━━━ RECORDS FOR THIS EXERCISE

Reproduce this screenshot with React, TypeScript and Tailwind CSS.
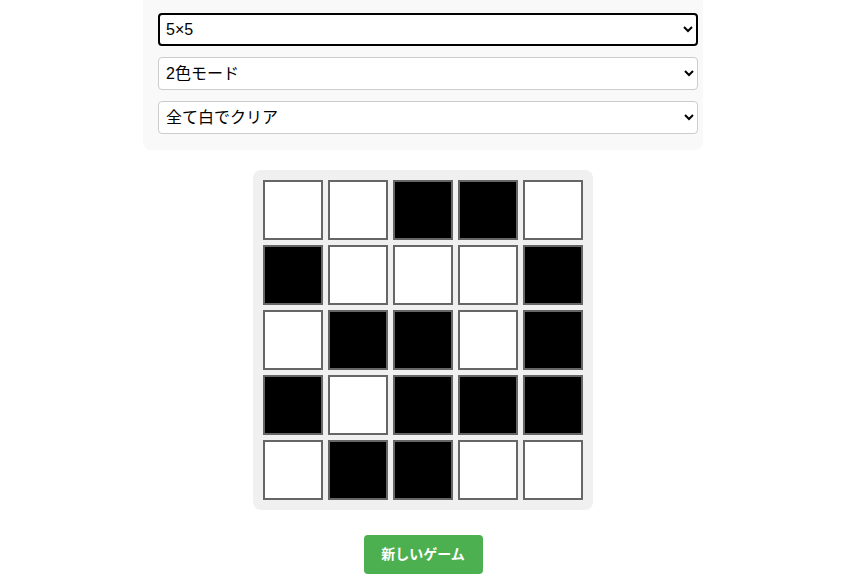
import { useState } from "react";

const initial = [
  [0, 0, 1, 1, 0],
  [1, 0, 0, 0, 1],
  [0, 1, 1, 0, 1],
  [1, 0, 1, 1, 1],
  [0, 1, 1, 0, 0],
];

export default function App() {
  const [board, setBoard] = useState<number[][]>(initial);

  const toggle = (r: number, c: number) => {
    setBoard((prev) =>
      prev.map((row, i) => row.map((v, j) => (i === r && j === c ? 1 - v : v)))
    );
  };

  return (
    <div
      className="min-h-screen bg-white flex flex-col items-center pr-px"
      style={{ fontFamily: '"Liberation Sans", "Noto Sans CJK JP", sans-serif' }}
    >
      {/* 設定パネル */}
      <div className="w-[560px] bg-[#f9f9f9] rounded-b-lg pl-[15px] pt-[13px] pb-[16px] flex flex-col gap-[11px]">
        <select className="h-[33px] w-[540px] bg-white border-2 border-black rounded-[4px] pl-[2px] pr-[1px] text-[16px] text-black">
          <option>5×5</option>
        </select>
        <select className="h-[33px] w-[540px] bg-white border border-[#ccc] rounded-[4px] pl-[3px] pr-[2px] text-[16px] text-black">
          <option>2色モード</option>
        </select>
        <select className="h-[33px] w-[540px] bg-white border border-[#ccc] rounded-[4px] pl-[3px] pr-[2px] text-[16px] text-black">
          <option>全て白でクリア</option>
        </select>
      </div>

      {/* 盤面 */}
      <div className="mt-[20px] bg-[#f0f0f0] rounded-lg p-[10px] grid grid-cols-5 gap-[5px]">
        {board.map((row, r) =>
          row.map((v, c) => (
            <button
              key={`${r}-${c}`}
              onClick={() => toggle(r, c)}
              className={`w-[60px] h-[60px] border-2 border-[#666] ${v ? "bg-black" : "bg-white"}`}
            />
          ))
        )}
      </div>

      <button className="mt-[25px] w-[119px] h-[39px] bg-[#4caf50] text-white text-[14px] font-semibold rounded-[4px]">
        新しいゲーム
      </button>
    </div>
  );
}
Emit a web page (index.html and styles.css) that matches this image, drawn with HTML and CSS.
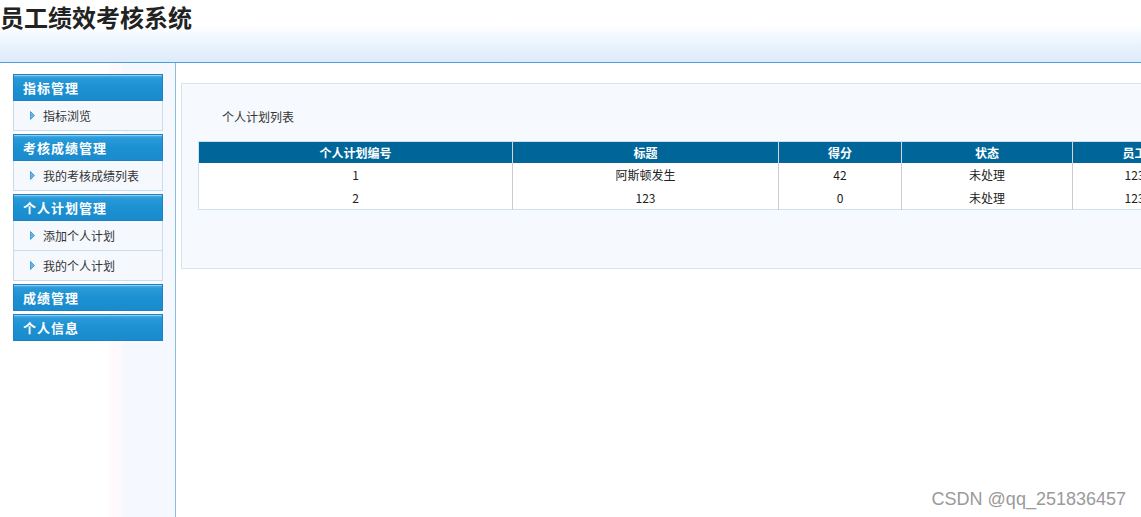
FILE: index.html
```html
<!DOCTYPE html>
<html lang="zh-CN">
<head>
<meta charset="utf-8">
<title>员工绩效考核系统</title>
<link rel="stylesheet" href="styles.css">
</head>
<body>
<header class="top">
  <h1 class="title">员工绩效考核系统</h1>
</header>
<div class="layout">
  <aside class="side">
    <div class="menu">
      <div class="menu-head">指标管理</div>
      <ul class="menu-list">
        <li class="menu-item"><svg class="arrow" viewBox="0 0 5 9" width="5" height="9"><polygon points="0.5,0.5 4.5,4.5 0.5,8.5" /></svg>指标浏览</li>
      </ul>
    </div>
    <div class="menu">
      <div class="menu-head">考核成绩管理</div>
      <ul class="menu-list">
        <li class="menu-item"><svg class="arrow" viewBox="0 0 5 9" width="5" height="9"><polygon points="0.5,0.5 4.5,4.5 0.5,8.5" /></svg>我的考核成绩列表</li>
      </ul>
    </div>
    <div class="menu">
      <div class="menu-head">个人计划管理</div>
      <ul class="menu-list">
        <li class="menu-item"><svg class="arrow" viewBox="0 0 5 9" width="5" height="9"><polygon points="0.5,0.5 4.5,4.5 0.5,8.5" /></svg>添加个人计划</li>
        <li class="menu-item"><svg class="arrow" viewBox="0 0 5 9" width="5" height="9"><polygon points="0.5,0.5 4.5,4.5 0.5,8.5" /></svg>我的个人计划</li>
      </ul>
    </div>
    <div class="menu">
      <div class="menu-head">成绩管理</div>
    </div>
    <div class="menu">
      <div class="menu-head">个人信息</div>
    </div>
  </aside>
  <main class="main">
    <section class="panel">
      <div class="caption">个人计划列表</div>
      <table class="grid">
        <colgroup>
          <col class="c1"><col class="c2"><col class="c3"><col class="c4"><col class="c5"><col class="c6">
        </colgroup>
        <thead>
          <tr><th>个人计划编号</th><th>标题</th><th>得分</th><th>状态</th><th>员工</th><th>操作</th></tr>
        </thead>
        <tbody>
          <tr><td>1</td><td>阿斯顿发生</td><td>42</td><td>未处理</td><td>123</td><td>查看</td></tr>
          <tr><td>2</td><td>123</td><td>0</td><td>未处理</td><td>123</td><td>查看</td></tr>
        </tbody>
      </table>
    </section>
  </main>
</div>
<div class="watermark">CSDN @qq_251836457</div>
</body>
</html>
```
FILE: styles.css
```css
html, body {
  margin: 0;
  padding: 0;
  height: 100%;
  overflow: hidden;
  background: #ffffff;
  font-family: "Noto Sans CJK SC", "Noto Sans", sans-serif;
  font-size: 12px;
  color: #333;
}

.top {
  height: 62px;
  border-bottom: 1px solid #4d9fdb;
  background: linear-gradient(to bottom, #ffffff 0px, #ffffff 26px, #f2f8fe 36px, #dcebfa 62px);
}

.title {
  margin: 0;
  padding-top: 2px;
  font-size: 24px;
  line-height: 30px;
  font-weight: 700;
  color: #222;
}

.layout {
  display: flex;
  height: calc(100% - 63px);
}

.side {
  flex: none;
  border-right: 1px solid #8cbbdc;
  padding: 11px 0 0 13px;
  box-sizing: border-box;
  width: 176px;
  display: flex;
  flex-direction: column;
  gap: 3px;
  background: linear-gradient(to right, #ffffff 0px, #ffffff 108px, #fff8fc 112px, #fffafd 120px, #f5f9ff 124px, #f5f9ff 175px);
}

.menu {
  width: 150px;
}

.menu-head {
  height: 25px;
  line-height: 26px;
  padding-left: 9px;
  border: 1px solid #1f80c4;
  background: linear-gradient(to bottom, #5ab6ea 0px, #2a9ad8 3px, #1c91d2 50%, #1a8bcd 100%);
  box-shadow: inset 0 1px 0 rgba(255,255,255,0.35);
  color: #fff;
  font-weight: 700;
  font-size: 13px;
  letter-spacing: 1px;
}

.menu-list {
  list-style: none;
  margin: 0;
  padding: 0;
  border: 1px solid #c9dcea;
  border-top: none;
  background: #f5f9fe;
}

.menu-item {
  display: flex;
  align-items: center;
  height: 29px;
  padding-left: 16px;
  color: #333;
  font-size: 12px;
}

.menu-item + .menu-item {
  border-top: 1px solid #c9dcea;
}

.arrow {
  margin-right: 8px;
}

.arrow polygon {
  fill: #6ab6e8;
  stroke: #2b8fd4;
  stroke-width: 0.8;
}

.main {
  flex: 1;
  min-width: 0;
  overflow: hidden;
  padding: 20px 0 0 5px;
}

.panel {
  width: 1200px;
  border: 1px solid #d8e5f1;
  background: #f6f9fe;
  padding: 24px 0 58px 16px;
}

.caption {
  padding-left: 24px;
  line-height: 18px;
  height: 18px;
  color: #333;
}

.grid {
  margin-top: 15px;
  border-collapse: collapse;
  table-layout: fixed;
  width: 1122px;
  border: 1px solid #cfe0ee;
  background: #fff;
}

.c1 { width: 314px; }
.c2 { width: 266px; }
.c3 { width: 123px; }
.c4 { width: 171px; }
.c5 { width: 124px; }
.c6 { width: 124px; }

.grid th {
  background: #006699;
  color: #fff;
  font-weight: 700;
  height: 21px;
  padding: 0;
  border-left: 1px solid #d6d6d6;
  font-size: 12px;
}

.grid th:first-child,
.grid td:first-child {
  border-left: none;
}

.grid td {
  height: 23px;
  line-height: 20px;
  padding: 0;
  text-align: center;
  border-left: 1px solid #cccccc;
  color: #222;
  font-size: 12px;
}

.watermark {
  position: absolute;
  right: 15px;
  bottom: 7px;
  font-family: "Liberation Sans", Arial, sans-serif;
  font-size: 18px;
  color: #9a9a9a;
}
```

━━━━━━
━━━ RECORDS FOR THIS EXERCISE

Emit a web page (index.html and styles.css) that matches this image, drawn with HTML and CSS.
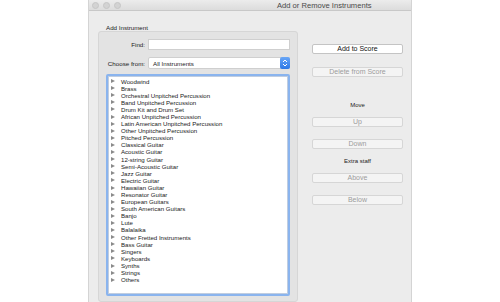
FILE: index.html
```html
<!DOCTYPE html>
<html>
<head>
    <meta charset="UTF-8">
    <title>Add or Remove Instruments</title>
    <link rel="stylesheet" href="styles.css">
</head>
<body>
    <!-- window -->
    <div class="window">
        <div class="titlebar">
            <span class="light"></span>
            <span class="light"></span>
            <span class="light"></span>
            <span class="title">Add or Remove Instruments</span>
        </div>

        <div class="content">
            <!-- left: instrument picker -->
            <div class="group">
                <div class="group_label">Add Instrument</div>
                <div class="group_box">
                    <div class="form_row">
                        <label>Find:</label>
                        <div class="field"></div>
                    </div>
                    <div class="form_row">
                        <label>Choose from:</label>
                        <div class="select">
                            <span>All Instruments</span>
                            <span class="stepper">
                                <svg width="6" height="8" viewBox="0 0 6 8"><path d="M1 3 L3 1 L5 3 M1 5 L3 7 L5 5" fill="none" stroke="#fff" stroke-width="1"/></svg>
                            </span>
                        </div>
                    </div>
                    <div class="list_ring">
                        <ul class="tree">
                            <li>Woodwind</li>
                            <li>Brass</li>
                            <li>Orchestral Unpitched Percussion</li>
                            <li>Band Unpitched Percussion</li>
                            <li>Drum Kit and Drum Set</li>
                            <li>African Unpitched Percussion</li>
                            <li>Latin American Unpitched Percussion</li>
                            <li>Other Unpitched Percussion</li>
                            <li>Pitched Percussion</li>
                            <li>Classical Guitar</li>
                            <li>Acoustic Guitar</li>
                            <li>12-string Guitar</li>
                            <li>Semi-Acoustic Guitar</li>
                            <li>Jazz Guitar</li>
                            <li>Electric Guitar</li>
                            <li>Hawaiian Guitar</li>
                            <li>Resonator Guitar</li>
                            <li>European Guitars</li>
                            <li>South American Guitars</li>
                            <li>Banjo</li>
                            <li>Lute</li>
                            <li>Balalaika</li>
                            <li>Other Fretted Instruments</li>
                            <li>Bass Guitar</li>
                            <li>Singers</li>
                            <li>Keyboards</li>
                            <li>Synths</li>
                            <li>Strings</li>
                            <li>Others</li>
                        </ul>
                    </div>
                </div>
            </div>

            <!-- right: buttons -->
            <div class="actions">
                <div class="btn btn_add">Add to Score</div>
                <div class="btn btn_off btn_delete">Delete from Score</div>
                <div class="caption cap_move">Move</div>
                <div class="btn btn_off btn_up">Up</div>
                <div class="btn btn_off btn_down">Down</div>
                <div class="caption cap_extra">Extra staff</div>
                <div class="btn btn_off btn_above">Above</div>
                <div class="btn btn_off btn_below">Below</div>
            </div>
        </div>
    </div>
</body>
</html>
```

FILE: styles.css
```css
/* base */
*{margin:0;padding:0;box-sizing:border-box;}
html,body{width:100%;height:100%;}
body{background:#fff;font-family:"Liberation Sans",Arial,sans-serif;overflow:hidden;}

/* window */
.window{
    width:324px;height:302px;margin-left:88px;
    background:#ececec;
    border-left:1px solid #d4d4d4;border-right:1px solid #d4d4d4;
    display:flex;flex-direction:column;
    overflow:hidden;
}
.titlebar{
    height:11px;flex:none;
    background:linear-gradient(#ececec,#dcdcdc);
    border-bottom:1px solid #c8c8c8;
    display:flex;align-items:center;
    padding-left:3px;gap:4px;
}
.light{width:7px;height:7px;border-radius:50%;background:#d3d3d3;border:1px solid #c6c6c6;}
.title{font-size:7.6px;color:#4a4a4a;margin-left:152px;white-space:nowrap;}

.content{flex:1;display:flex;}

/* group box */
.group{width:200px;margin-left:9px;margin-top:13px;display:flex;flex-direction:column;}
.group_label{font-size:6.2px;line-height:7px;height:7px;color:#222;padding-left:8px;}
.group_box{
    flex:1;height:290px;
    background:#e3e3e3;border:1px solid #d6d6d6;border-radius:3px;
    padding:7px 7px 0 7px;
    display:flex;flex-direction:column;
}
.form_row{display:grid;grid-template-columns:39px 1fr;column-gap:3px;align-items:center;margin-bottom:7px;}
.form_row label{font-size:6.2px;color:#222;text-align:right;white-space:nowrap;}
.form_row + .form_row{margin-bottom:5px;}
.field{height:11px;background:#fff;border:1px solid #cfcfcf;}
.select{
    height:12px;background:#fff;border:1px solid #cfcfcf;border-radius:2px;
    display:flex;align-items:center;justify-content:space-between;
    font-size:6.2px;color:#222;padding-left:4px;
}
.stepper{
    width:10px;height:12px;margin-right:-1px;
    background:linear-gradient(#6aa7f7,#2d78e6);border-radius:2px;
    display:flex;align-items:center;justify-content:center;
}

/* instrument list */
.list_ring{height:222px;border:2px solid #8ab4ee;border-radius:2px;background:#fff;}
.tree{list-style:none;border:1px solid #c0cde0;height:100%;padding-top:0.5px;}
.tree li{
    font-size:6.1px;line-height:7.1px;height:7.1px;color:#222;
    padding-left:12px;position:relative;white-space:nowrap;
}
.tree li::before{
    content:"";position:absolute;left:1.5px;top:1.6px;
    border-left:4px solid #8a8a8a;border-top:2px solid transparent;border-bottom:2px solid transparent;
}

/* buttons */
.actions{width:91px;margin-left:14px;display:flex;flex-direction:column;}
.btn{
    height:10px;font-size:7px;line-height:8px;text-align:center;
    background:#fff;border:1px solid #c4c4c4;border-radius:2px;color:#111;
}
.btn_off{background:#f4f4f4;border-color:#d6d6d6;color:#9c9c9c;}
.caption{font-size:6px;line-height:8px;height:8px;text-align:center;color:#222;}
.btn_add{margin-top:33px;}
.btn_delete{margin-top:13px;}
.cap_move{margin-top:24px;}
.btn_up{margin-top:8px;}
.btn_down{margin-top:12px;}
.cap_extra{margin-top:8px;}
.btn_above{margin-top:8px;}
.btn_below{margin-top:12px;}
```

━━━━━━

From the records above, transcribe exactly the lines starting at the one containing "Reproduce this screenshot" and ending at the one containing "const [board, setBoard]". Skip the pictures.

FINAL ANSWER ::
Reproduce this screenshot with React, TypeScript and Tailwind CSS.
import { useState } from "react";

const initial = [
  [0, 0, 1, 1, 0],
  [1, 0, 0, 0, 1],
  [0, 1, 1, 0, 1],
  [1, 0, 1, 1, 1],
  [0, 1, 1, 0, 0],
];

export default function App() {
  const [board, setBoard] = useState<number[][]>(initial);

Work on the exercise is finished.